The Turnbull government has unveiled a surprise bank tax in the budget, drawing criticism from the major lenders and warnings from analysts.
In one of the biggest revenue raising initiatives of this year’s budget, the government unveiled a new 6 basis point levy on certain liabilities of Commonwealth Bank, Westpac, ANZ, National Australia Bank and Macquarie Group to raise $6.2 billion over four years.
The levy will apply to banks with liabilities of more than $100 billion, which the government said would see the major banks “assist with budget repair”. It argued the relative competitive position of smaller banks and non-banks would also be improved.

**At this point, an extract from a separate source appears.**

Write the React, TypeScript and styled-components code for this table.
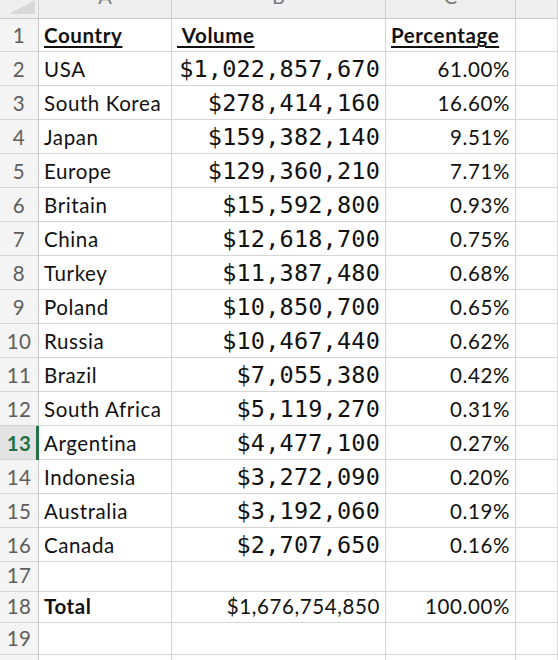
import React from "react";
import styled, { createGlobalStyle, css } from "styled-components";

const Global = createGlobalStyle`
  html, body { margin: 0; padding: 0; background: #fff; }
  body { overflow: hidden; }
`;

const COLS = "39px 133px 214px 130px 1fr";

const Sheet = styled.div`
  width: 558px;
  height: 660px;
  overflow: hidden;
  display: flex;
  flex-direction: column;
  font-family: Lato, "Liberation Sans", sans-serif;
  color: #111;
`;

const Row = styled.div<{ $h: number }>`
  display: grid;
  grid-template-columns: ${COLS};
  height: ${(p) => p.$h}px;
  flex: none;
`;

const Cell = styled.div<{ $align?: "left" | "right" | "center" }>`
  box-sizing: border-box;
  border-right: 1px solid #d5d5d5;
  border-bottom: 1px solid #d5d5d5;
  display: flex;
  align-items: flex-end;
  justify-content: ${(p) =>
    p.$align === "right" ? "flex-end" : p.$align === "center" ? "center" : "flex-start"};
  padding: 0 5px 6px 5px;
  overflow: hidden;
  white-space: nowrap;
  font-size: 20.5px;
  letter-spacing: 0.6px;
  line-height: 20px;
`;

const ColHead = styled.div`
  box-sizing: border-box;
  background: #efefef;
  border-right: 1px solid #cfcfcf;
  border-bottom: 1px solid #c9c9c9;
  display: flex;
  justify-content: center;
  align-items: flex-end;
  overflow: hidden;
  font-size: 20px;
  color: #7a7a7a;
  line-height: 20px;
  padding-bottom: 12px;
`;

const Corner = styled(ColHead)`
  position: relative;
  &::after {
    content: "";
    position: absolute;
    right: 3px;
    top: 0;
    width: 26px;
    height: 14px;
    background: #d8d8d8;
    clip-path: polygon(100% 0, 100% 100%, 0 100%);
  }
`;

const RowHead = styled.div<{ $active?: boolean }>`
  box-sizing: border-box;
  position: relative;
  background: ${(p) => (p.$active ? "#e3e3e3" : "#f4f4f4")};
  border-right: 1px solid #c6c6c6;
  border-bottom: 1px solid #d5d5d5;
  display: flex;
  justify-content: center;
  align-items: flex-end;
  padding-bottom: 6px;
  font-size: 20.5px;
  letter-spacing: 0.4px;
  line-height: 20px;
  color: #5e5e5e;
  ${(p) =>
    p.$active &&
    css`
      color: #217346;
      font-weight: 700;
      &::after {
        content: "";
        position: absolute;
        right: -1px;
        top: 0;
        bottom: -1px;
        width: 3px;
        background: #217346;
      }
    `}
`;

const Heading = styled.span`
  font-weight: 700;
  text-decoration: underline;
  text-decoration-thickness: 2px;
  text-underline-offset: 3px;
  white-space: pre;
`;

const Money = styled.span`
  font-family: "DejaVu Sans Mono", "Liberation Mono", monospace;
  font-size: 23.5px;
  letter-spacing: 0.2px;
`;

const Bold = styled.span`
  font-weight: 700;
`;

type Item = [string, string, string];

const data: Item[] = [
  ["USA", "$1,022,857,670", "61.00%"],
  ["South Korea", "$278,414,160", "16.60%"],
  ["Japan", "$159,382,140", "9.51%"],
  ["Europe", "$129,360,210", "7.71%"],
  ["Britain", "$15,592,800", "0.93%"],
  ["China", "$12,618,700", "0.75%"],
  ["Turkey", "$11,387,480", "0.68%"],
  ["Poland", "$10,850,700", "0.65%"],
  ["Russia", "$10,467,440", "0.62%"],
  ["Brazil", "$7,055,380", "0.42%"],
  ["South Africa", "$5,119,270", "0.31%"],
  ["Argentina", "$4,477,100", "0.27%"],
  ["Indonesia", "$3,272,090", "0.20%"],
  ["Australia", "$3,192,060", "0.19%"],
  ["Canada", "$2,707,650", "0.16%"],
];

export default function App() {
  return (
    <Sheet>
      <Global />
      <Row $h={19}>
        <Corner />
        <ColHead>A</ColHead>
        <ColHead>B</ColHead>
        <ColHead>C</ColHead>
        <ColHead />
      </Row>
      <Row $h={33}>
        <RowHead>1</RowHead>
        <Cell>
          <Heading>Country</Heading>
        </Cell>
        <Cell>
          <Heading>{" Volume"}</Heading>
        </Cell>
        <Cell>
          <Heading>Percentage</Heading>
        </Cell>
        <Cell />
      </Row>
      {data.map(([country, vol, pct], i) => (
        <Row $h={34} key={country}>
          <RowHead $active={i + 2 === 13}>{i + 2}</RowHead>
          <Cell>{country}</Cell>
          <Cell $align="right">
            <Money>{vol}</Money>
          </Cell>
          <Cell $align="right">{pct}</Cell>
          <Cell />
        </Row>
      ))}
      <Row $h={30}>
        <RowHead>17</RowHead>
        <Cell />
        <Cell />
        <Cell />
        <Cell />
      </Row>
      <Row $h={31}>
        <RowHead>18</RowHead>
        <Cell>
          <Bold>Total</Bold>
        </Cell>
        <Cell $align="right">$1,676,754,850</Cell>
        <Cell $align="right">100.00%</Cell>
        <Cell />
      </Row>
      <Row $h={32}>
        <RowHead>19</RowHead>
        <Cell />
        <Cell />
        <Cell />
        <Cell />
      </Row>
      <Row $h={32}>
        <RowHead>20</RowHead>
        <Cell />
        <Cell />
        <Cell />
        <Cell />
      </Row>
    </Sheet>
  );
}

Westpac chief executive Brian Hartzer today labelled the levy a “stealth tax” on people’s savings and shares in the banks by increasing costs and making Australia’s banks less competitive globally.
“There is no ‘magic pudding’. The cost of any new tax is ultimately borne by shareholders, borrowers, depositors, and employees,” he said in a statement.
“The Australian banks are already the largest taxpayers, with Westpac the country’s second largest taxpayer. Westpac already pays over 30 per cent of its profits in tax and this will now increase even further.
“While similar taxes operate in other international jurisdictions, they were introduced to recover the cost of governments having to take over their banks. No taxpayer funds have been used to prop-up the Australian banks. In addition, international jurisdictions that apply measures such as this already have much lower corporate tax rates than Australia – for example, in the UK the corporate tax rate is 20 per cent.
“It is disappointing that the Australian government has implicitly favoured large foreign banks over Australian banks operating in their home market.”
Treasurer Scott Morrison said the levy would be calculated quarterly 1.5 basis points of the banks’ liabilities, such as corporate bonds, but excluding deposits protected by the government’s Financial Claims Scheme that covers savings up to $250,000. However, banks said there was a lack of detail provided.
The government also flagged legislating a new “Banking Executive Accountability Regime” for executives, setting up a “one-stop shop” to deal with financial disputes and tasked the Productivity Commission to review competition in the financial system.
Anna Bligh, the chief of the The Australian Bankers’ Association, which represents 25 banks, labelled the levy a tax on the entire economy, not just the five affected banks.
“This new tax is not a well thought out policy response to a public interest issue, it is a political tax grab to cover a budget black hole. It is naïve and misguided and has already sent the wrong signals to global financial markets about the strength and stability of our banking sector,” she said.
Mr Hartzer said the tax countered the regulator’s objective to make banks “unquestionably strong” because higher taxes reduced the ability to generate capital organically.
Deutsche Bank analyst Andrew Triggs estimated the levy could reduce the big four’s cash earnings by 3-6 per cent, assuming no tax deductibility of the levy.
“Collectively these measures look unusually harsh and will likely materially impact earnings for the five banks targeted,” he told clients in the wake of the budget’s banking initiatives. “While such a levy has been put in place in other countries such as the UK, typically this was in the years soon after the financial crisis and in countries which required bank sector recapitalisations.”